• **Task details**
Print nothing but the lines from the start of the listing below through the line that contains "string; w: string". Do not include the pictures.

• **Provided data**
══════
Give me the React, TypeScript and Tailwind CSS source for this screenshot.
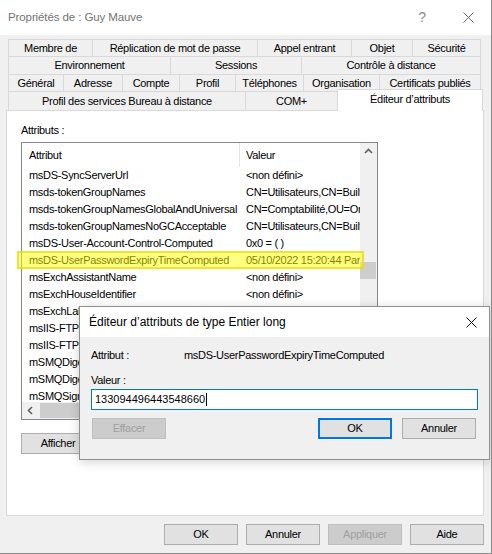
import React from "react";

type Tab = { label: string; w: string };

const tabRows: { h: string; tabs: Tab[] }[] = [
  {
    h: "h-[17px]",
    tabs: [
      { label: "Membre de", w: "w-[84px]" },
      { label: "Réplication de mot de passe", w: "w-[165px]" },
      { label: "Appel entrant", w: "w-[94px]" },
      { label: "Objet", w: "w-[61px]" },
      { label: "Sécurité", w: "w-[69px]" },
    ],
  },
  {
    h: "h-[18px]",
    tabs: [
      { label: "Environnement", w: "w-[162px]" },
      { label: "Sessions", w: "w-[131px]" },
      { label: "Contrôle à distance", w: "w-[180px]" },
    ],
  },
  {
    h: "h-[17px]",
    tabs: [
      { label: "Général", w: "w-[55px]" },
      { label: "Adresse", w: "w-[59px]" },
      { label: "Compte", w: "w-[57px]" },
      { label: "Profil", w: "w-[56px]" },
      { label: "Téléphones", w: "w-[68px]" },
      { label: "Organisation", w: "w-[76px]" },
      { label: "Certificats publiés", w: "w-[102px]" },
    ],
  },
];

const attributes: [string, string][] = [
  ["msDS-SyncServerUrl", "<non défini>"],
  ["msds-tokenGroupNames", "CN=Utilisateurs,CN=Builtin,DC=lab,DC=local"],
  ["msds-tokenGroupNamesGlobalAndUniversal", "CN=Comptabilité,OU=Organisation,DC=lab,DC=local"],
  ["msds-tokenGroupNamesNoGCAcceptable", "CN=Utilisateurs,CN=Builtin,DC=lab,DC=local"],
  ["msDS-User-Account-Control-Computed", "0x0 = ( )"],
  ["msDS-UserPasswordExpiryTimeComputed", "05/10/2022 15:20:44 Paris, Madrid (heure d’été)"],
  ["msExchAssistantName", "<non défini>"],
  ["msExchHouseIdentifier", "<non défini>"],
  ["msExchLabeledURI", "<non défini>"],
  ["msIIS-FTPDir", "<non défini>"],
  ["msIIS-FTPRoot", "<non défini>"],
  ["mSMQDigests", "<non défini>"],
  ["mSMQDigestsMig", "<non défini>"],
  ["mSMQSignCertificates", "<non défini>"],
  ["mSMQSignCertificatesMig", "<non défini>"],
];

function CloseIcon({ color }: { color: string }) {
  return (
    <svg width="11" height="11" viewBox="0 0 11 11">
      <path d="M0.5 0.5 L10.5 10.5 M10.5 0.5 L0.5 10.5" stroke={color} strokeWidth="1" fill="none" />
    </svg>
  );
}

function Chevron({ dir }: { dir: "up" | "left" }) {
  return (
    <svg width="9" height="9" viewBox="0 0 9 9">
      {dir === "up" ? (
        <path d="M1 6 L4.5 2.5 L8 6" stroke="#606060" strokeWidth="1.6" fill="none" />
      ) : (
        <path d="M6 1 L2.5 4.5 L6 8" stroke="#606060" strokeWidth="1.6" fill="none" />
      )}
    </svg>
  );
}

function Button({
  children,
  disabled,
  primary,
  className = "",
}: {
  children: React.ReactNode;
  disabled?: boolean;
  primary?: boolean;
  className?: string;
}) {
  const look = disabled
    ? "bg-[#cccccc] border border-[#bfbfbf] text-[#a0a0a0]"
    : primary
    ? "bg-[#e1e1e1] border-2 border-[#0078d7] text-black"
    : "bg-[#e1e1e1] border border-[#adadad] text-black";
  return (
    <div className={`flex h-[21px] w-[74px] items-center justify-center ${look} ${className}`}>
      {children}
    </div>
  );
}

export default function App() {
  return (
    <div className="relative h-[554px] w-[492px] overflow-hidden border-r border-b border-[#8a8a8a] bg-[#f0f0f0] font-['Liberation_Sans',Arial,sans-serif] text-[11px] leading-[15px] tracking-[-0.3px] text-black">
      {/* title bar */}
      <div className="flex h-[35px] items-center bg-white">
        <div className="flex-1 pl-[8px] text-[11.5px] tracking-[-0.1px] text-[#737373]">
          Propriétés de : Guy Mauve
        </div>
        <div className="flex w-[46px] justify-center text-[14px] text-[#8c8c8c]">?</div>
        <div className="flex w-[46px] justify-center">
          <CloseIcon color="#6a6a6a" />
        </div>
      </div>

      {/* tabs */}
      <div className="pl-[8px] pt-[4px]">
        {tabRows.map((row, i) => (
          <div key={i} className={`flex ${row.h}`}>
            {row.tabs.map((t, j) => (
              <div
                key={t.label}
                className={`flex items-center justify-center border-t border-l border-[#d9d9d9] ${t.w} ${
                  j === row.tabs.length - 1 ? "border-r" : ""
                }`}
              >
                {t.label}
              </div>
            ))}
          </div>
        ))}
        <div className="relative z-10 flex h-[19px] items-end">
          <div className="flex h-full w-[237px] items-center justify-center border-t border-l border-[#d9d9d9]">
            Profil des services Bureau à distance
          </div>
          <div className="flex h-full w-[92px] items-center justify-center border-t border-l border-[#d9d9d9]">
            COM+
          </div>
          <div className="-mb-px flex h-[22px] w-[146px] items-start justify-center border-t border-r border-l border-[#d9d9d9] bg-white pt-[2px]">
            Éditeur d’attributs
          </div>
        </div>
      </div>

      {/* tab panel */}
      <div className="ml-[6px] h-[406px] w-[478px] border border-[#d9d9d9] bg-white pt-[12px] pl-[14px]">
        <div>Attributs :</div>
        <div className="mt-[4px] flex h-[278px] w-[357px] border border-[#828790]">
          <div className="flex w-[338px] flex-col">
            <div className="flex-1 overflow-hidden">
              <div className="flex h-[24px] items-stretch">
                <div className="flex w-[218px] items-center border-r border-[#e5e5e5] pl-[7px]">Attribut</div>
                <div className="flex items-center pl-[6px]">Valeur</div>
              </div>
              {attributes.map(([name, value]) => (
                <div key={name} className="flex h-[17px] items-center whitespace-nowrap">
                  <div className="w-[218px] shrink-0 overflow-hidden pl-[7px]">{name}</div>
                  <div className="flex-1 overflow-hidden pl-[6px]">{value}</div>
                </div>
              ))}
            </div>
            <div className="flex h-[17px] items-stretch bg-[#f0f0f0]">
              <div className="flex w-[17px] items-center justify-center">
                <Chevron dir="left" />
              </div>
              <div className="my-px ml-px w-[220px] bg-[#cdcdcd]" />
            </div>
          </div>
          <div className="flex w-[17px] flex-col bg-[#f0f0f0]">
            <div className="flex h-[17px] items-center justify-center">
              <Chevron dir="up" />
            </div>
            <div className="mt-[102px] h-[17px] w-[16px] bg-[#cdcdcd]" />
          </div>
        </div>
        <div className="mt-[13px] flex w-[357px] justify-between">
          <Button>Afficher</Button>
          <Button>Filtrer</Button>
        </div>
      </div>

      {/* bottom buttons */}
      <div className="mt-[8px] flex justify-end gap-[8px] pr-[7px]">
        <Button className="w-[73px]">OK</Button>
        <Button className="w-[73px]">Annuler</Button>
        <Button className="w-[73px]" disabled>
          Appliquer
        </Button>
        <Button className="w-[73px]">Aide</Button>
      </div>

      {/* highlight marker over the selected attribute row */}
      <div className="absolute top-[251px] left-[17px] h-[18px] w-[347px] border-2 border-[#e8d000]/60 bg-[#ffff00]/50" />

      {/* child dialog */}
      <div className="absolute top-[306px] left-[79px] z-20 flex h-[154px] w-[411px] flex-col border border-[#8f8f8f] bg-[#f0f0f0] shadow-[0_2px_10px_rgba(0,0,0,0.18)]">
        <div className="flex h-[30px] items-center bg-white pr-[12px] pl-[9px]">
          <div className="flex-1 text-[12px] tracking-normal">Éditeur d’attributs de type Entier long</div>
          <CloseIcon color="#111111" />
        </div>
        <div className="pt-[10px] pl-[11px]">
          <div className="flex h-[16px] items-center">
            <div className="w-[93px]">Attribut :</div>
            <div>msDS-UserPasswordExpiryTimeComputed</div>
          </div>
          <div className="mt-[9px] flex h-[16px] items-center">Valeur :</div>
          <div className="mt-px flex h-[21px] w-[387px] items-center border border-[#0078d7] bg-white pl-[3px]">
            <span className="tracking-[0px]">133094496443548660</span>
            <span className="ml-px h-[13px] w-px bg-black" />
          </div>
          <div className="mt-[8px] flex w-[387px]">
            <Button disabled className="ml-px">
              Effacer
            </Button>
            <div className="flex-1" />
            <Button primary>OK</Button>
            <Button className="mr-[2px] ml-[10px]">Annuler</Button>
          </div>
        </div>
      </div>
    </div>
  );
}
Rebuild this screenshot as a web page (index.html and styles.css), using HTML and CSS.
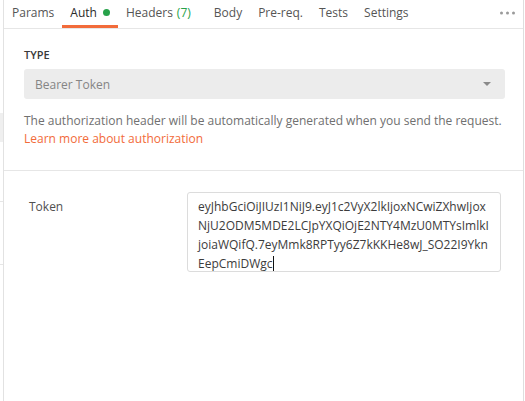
══════
• **Written answer**
Give me the React, TypeScript and Tailwind CSS source for this screenshot.
import React from "react";

type Tab = { label: string; w: string };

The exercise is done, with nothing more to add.